#### What you are asked to do
Select lines where the word "that" appears.

#### Supplied data
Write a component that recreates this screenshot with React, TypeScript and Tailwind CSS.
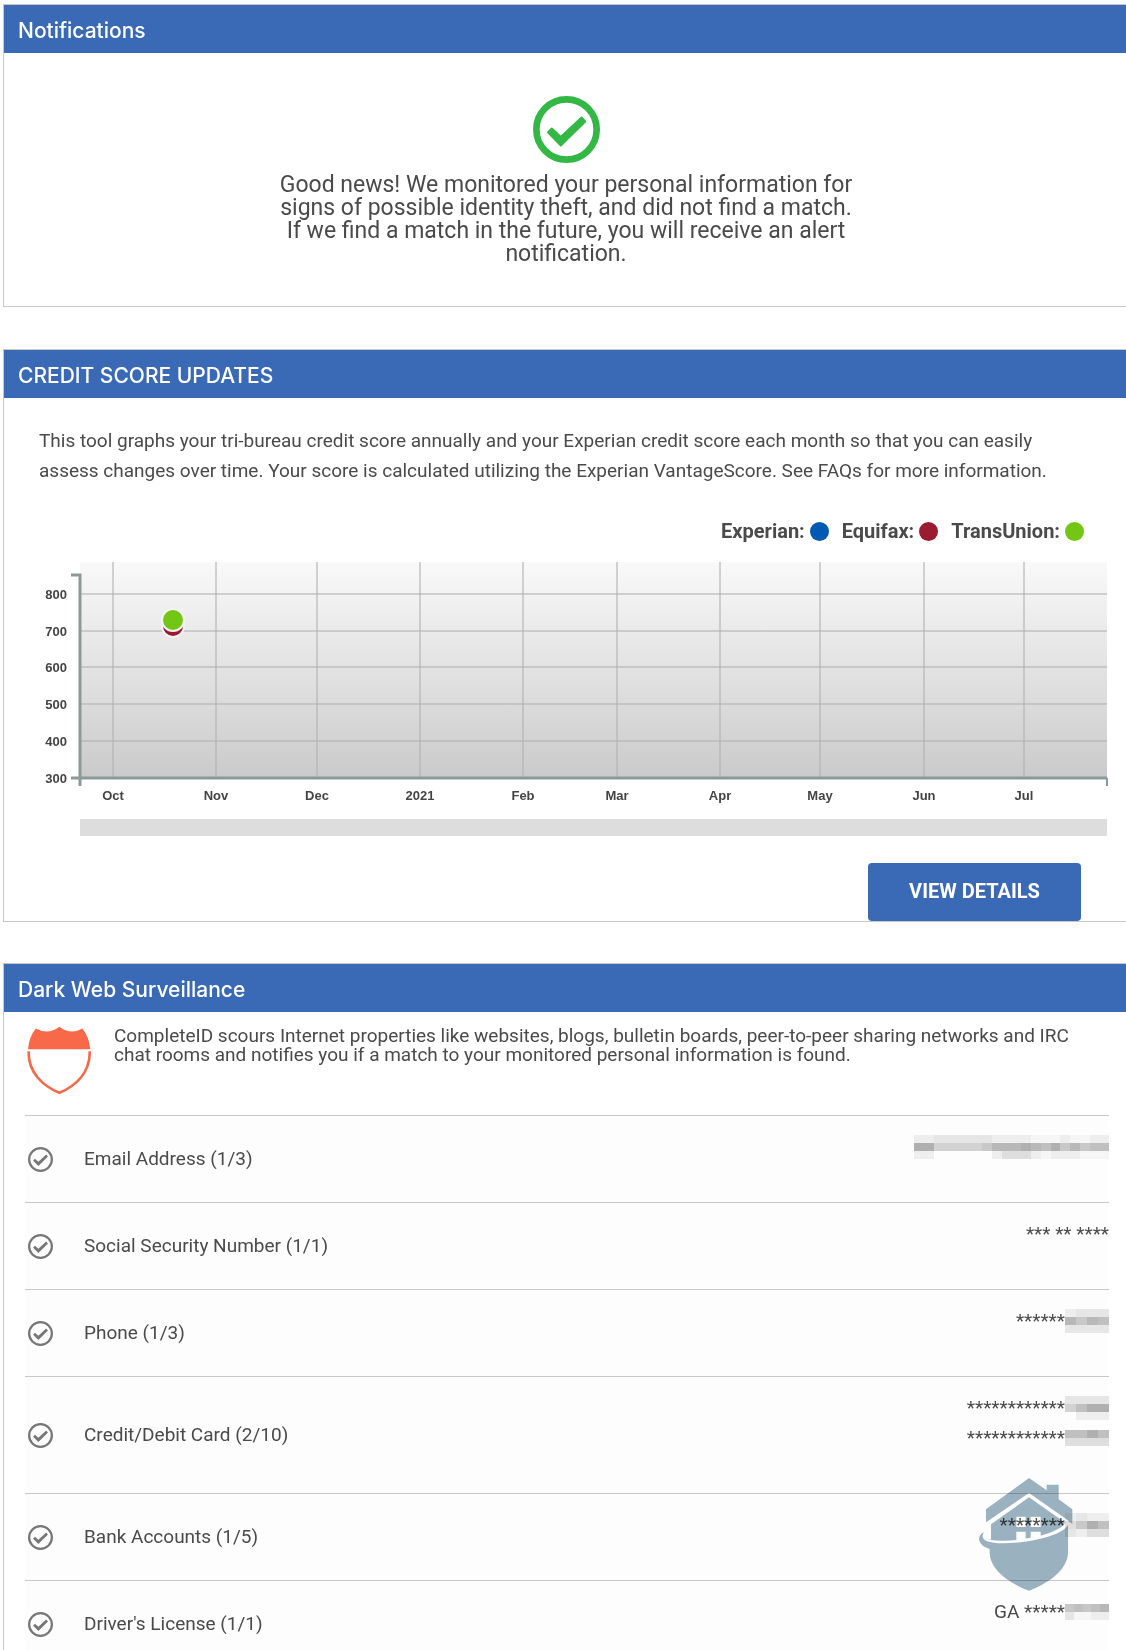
import type { ReactNode } from "react";

const months = [
  { label: "Oct", x: 113 },
  { label: "Nov", x: 216 },
  { label: "Dec", x: 317 },
  { label: "2021", x: 420 },
  { label: "Feb", x: 523 },
  { label: "Mar", x: 617 },
  { label: "Apr", x: 720 },
  { label: "May", x: 820 },
  { label: "Jun", x: 924 },
  { label: "Jul", x: 1024 },
];

const scores = [
  { label: "800", y: 34 },
  { label: "700", y: 71 },
  { label: "600", y: 107 },
  { label: "500", y: 144 },
  { label: "400", y: 181 },
  { label: "300", y: 218 },
];

const bureaus = [
  { name: "Experian:", dot: "bg-[#0059b3]" },
  { name: "Equifax:", dot: "bg-[#9b1b30]" },
  { name: "TransUnion:", dot: "bg-[#74c614]" },
];

/* Each digit is a shade of grey for one block, from 0 (none) to 9 (darkest). */
const shades = ["none", "#f6f6f6", "#eeeeee", "#e6e6e6", "#dedede", "#d2d2d2", "#c8c8c8", "#c0c0c0", "#b8b8b8", "#b0b0b0"];

function Redacted({ rows }: { rows: string[] }) {
  const cols = rows[0].length;
  return (
    <svg
      role="img"
      aria-label="Hidden"
      viewBox={`0 0 ${cols * 10} ${rows.length * 8}`}
      preserveAspectRatio="none"
      height={rows.length * 8}
      className={`shrink-0 ${cols > 5 ? "w-[195px]" : "w-11"}`}
      shapeRendering="crispEdges"
    >
      {rows.map((row, r) =>
        row.split("").map((c, i) => (
          <rect key={`${r}-${i}`} x={i * 10} y={r * 8} width="10" height="8" fill={shades[Number(c)]} />
        ))
      )}
    </svg>
  );
}

const items: { label: string; values: { text: string; mask?: string[] }[]; logo?: boolean }[] = [
  {
    label: "Email Address (1/3)",
    values: [{ text: "", mask: ["22333333222211121122", "99555556888987968677", "22000000244421222111"] }],
  },
  { label: "Social Security Number (1/1)", values: [{ text: "*** ** ****" }] },
  { label: "Phone (1/3)", values: [{ text: "******", mask: ["2333", "8687", "3333"] }] },
  {
    label: "Credit/Debit Card (2/10)",
    values: [
      { text: "************", mask: ["3333", "5799", "0222"] },
      { text: "************", mask: ["7797", "4444"] },
    ],
  },
  { label: "Bank Accounts (1/5)", values: [{ text: "********", mask: ["2322", "4697", "3244"] }], logo: true },
  { label: "Driver's License (1/1)", values: [{ text: "GA *****", mask: ["67678", "31122"] }] },
];

function Panel({ title, children, className }: { title: string; children: ReactNode; className: string }) {
  return (
    <section className={`ml-[3px] border-y border-l border-[#c8c8c8] ${className}`}>
      <h2 className="flex h-12 items-center bg-[#3a69b6] px-3.5 pt-1 font-['Inter'] text-[21px] leading-6 font-medium text-white">
        {title}
      </h2>
      {children}
    </section>
  );
}

function CheckCircle({ className, ring }: { className: string; ring: number }) {
  return (
    <svg viewBox="0 0 200 200" className={className} aria-hidden="true">
      <circle cx="100" cy="100" r={100 - ring / 2} fill="none" stroke="currentColor" strokeWidth={ring} />
      <path d="M43 106 54 95Q56 93 58 95L83 118 143 62Q145 60 147 62L158 74Q160 76 158 78L85 150Q83 152 81 150L43 111Q41 108 43 106Z" fill="currentColor" />
    </svg>
  );
}

function RoadShield() {
  return (
    <svg viewBox="80 226 194 208" className="h-[69px] w-16 shrink-0" aria-hidden="true">
      <path d="M107 233Q144 254 178 228Q213 254 248 233Q268 258 272 296H83Q86 258 107 233Z" fill="#f8694a" />
      <path d="M85 302C83 368 130 408 178 428C226 408 272 368 270 302" fill="none" stroke="#f8694a" strokeWidth="8" />
    </svg>
  );
}

function HouseBadge() {
  return (
    <svg viewBox="117 55 282 339" className="absolute -top-4 right-9 z-10 h-[113px] w-[94px] mix-blend-multiply" aria-hidden="true">
      <path d="M138 149 267 55 320 92V75H356V119L397 149V192L384 184V278C384 330 325 372 267 393C209 372 149 330 149 278V268C128 262 117 250 117 236Q120 222 132 218L138 192Z" fill="#9bb3c1" />
      <path d="M136 189 267 100 386 183 380 192 267 113 153 194V240C136 238 126 230 132 216L128 196Z" fill="#fff" />
      <path d="M132 217C120 236 132 251 190 251C275 251 388 222 386 187L376 188C362 220 260 242 190 243C150 244 126 238 132 217Z" fill="#fff" />
      <path d="M229 171H257V202H229ZM272 171H302V202H272ZM229 216H257V243H229ZM272 216H302V234L272 242Z" fill="#fff" />
    </svg>
  );
}

function ScoreChart() {
  return (
    <svg viewBox="39 0 1070 278" className="block w-full" role="img" aria-label="Credit scores by month">
      <defs>
        <linearGradient id="plot" x1="0" y1="0" x2="0" y2="1">
          <stop offset="0" stopColor="#f9f9f9" />
          <stop offset="0.3" stopColor="#ebebeb" />
          <stop offset="0.6" stopColor="#dedede" />
          <stop offset="1" stopColor="#cacaca" />
        </linearGradient>
      </defs>
      <rect x="80" y="2" width="1027" height="216" fill="url(#plot)" />
      <g stroke="#b0b0b0" strokeOpacity="0.55" strokeWidth="2">
        {months.map((m) => (
          <line key={m.label} x1={m.x} x2={m.x} y1="2" y2="218" />
        ))}
        {scores.map((s) => (
          <line key={s.label} x1="80" x2="1107" y1={s.y} y2={s.y} />
        ))}
      </g>
      <path d="M71 15H80V226M71 218H1107" fill="none" stroke="#8b9997" strokeWidth="3" />
      <path d="M1107 218V226" stroke="#8b9997" strokeWidth="2" />
      <rect x="80" y="259" width="1027" height="17" fill="#dddddd" />
      <g fill="#444" fontFamily="Liberation Sans, Arial, sans-serif" fontSize="13" fontWeight="700">
        {scores.map((s) => (
          <text key={s.label} x="67" y={s.y + 5} textAnchor="end">{s.label}</text>
        ))}
        {months.map((m) => (
          <text key={m.label} x={m.x} y="240" textAnchor="middle">{m.label}</text>
        ))}
      </g>
      <g stroke="#f4f4f4" strokeWidth="2">
        <circle cx="173" cy="66" r="11" fill="#9b1b30" />
        <circle cx="173" cy="60" r="11" fill="#74c614" />
      </g>
    </svg>
  );
}

export default function App() {
  return (
    <main className="overflow-hidden bg-white pt-1 font-['Roboto',sans-serif] text-[#4a4a4a]">
      <Panel title="Notifications" className="mb-[42px]">
        <div className="flex flex-col items-center pt-[43px] pb-[41px] pl-0.5">
          <CheckCircle className="size-[67px] text-[#33b846]" ring={20} />
          <p className="mt-2.5 text-center text-[23px] leading-[23px]">
            Good news! We monitored your personal information for
            <br />
            signs of possible identity theft, and did not find a match.
            <br />
            If we find a match in the future, you will receive an alert
            <br />
            notification.
          </p>
        </div>
      </Panel>

      <Panel title="CREDIT SCORE UPDATES" className="mb-[41px]">
        <div className="pt-7 pr-[17px] pl-[35px]">
          <p className="pr-8 text-[19px] leading-[30px]">
            This tool graphs your tri-bureau credit score annually and your Experian credit score each month so that you can easily
            assess changes over time. Your score is calculated utilizing the Experian VantageScore. See FAQs for more information.
          </p>
          <ul className="mt-[30px] mb-3.5 flex justify-end gap-[13px] pr-[25px] text-[20px] leading-[30px] font-bold">
            {bureaus.map((b) => (
              <li key={b.name} className="flex items-center gap-[5px]">
                {b.name}
                <span className={`size-[19px] rounded-full ${b.dot}`} />
              </li>
            ))}
          </ul>
          <ScoreChart />
          <div className="mt-[25px] flex justify-end pr-7">
            <button type="button" className="h-[58px] w-[213px] rounded bg-[#3a69b6] pb-0.5 text-[20px] font-bold text-white">
              VIEW DETAILS
            </button>
          </div>
        </div>
      </Panel>

      <Panel title="Dark Web Surveillance" className="">
        <div className="pr-[17px] pl-[21px]">
          <div className="flex items-start gap-[23px] pt-3.5 pb-5 pl-0.5">
            <RoadShield />
            <p className="text-[19px] leading-[19px]">
              CompleteID scours Internet properties like websites, blogs, bulletin boards, peer-to-peer sharing networks and IRC
              <br />
              chat rooms and notifies you if a match to your monitored personal information is found.
            </p>
          </div>
          <ul>
            {items.map((item) => (
              <li key={item.label} className="relative flex items-center border-t border-[#c8c8c8] bg-[#fdfdfd] pl-[3px] text-[19px] leading-[30px]">
                <CheckCircle className="size-[25px] shrink-0 text-[#777]" ring={18} />
                <span className="ml-[31px] grow">{item.label}</span>
                <div className="flex flex-col items-end pt-4 pb-10">
                  {item.values.map((v, i) => (
                    <div key={i} className="flex h-[30px] items-center">
                      <span>{v.text}</span>
                      {v.mask && <Redacted rows={v.mask} />}
                    </div>
                  ))}
                </div>
                {item.logo && <HouseBadge />}
              </li>
            ))}
          </ul>
        </div>
      </Panel>
    </main>
  );
}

#### Final result
Write a component that recreates this screenshot with React, TypeScript and Tailwind CSS.
            This tool graphs your tri-bureau credit score annually and your Experian credit score each month so that you can easily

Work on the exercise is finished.